Pan-introgression maps for all the introgressed clades (Alpechin, Brazilian bioethanol, Mexican agave and French Guyana) and LOH maps of the living ancestor are provided in separate subfolders.

Variant calling and SNVs analysis

This folder contains all files and scripts needed to reproduce the analyses performed in the corresponding paragraph of the paper, as well as final tables resulting from this analysis, indicating the alleles present at each de novo mutation site for all the Alpechin strains and the 25 living ancestor's gametes.

Files and scripts needed to reproduce the analyses are contained in the subfolders "Base files" and "Source code", respectively. "Base files" contains the reference genome used in this paragraph of the manuscript (a concatenation of the reference genomes DBVPG6765 and CBS432), as well as a list of heterozygous de novo mutations present in the living ancestor's S. paradoxus and S. cerevisiae LOH blocks.

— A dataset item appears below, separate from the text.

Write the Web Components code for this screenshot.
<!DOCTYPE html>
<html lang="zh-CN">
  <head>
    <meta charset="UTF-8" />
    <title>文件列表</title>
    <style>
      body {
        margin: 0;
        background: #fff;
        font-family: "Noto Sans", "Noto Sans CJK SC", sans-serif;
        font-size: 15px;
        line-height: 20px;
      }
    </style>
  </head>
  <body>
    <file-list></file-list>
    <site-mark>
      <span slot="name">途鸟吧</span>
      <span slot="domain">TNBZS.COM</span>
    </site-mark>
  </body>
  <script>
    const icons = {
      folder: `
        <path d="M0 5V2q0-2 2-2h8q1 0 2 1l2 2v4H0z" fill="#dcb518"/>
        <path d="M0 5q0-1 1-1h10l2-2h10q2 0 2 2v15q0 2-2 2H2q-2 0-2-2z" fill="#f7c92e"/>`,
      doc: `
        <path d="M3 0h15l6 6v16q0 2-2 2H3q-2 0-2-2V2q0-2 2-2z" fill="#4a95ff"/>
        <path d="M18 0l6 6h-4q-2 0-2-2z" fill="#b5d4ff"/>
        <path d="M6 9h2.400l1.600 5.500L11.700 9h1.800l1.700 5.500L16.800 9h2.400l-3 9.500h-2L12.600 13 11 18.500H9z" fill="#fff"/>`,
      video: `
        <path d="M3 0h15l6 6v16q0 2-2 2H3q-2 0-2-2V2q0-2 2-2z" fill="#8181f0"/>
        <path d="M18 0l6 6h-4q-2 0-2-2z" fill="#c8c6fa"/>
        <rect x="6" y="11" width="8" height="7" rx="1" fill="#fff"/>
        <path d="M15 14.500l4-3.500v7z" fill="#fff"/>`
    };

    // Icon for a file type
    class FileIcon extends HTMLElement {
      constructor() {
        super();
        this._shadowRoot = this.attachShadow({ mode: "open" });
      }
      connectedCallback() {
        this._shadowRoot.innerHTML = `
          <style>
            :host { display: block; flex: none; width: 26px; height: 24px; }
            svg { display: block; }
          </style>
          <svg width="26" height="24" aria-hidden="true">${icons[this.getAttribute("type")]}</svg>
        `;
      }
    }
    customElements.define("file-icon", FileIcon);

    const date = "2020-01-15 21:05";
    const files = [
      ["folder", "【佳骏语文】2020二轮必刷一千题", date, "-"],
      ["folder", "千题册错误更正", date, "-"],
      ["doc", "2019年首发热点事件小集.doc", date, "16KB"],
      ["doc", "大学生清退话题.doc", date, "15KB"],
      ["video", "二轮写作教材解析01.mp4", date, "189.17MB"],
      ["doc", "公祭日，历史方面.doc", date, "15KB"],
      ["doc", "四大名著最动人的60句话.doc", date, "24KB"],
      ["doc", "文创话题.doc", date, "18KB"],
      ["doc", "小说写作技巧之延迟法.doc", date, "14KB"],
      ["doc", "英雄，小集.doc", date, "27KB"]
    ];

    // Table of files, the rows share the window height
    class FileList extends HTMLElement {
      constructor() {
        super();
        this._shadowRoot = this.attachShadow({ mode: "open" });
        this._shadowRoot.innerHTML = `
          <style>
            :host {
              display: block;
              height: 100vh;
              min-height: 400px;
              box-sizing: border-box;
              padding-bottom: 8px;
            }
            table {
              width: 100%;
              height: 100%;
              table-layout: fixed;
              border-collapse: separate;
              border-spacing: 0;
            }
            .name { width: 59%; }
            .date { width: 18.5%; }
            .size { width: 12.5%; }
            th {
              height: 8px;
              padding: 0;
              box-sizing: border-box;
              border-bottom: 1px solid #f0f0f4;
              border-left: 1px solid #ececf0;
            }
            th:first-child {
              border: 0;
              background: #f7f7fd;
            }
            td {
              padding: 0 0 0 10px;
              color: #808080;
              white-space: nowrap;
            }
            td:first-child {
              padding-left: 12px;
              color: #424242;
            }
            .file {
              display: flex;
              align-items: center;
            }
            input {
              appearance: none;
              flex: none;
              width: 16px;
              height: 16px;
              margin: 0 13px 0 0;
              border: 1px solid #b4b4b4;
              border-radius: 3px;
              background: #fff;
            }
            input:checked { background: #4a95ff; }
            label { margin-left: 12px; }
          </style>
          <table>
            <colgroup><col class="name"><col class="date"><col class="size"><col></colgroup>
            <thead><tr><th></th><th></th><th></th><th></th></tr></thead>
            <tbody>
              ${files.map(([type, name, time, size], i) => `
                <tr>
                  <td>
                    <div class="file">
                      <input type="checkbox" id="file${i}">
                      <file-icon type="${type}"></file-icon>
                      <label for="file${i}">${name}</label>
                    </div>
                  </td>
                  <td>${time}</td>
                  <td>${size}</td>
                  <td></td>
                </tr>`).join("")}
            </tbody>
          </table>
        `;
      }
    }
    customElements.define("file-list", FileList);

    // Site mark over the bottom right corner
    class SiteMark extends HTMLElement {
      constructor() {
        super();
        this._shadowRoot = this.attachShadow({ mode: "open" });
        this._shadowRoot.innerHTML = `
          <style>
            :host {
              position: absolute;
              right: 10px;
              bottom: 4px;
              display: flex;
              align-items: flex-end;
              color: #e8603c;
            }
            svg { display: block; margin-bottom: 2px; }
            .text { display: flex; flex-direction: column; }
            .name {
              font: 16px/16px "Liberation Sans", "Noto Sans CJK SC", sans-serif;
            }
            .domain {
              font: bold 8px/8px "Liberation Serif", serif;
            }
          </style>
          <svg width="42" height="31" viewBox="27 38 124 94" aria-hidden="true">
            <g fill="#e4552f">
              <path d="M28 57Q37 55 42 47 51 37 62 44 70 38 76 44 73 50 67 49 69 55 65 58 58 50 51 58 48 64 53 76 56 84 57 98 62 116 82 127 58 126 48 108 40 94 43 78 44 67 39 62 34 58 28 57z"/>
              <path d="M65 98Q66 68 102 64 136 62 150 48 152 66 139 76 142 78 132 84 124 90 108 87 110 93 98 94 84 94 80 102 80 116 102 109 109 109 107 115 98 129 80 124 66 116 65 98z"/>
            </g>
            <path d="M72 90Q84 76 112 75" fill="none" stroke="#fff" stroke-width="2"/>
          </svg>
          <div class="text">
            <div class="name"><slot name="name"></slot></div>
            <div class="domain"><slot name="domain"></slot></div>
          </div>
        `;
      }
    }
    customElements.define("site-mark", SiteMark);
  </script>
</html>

To reproduce the analyses performed in the paper, download the reads associated to the sample SAMN13540515 from the SRA, NCBI archive. These reads correspond to the living ancestor.

Usage

To launch the analysis, type on the command line:

$ sh annotatevariants.sh

Since the analysis might take long to perform, it is recommended to use the options "nohup" to ensure that the process keeps running if the connection with the server is lost, and "&" to launch the process in background. The pipeline will produce many intermediate files, including bam files, vcf files and coverage files. The final output files have the suffix ".variants" and contain the list of alleles present in the sample for a list of sites containing de novo mutations in the living ancestor's S. paradoxus (spar.genotype.variants) or S. cerevisiae (scer.genotype.variants) LOH regions. The files contain the chromosome, position and allele in a tab-separated format. When "REF" is present in the allele field the sample contains the same allele present in the reference genome at that site. When [ATCG] is present in the allele field the sample contains a de novo allele not present in the reference genome at that site, but present in the living ancestor's genome. When NA is present in the allele field the sample does not present an introgression in that region and therefore that site is not consider for further analyses. Notice that in this example we are analysing the living ancestor's genome, which contains S. paradoxus and S. cerevisiae LOH in all the sites considered. Therefore no NAs should be present in the output files.

Estimation of the living ancestor's base substitution rate and phenotypic impact

This folder contains vcf files with de novo mutations occurred during the return-to-growth (RTG) and mutation accumulation lines (MAL) experiments.

Molecular dating of genome instability and Alpechin emergence

The list of synonymous sites used for the estimation based on the strict molecular clock model is provided, along with the fasta sequences used for the estimation based on the random, local molecular clock model.

GO term analysis and annotation of LOH and introgressed genes

We provide a complete list of introgressed genes present in the Alpechin, Brazilian bioethanol, Mexican agave and French Guyana clades.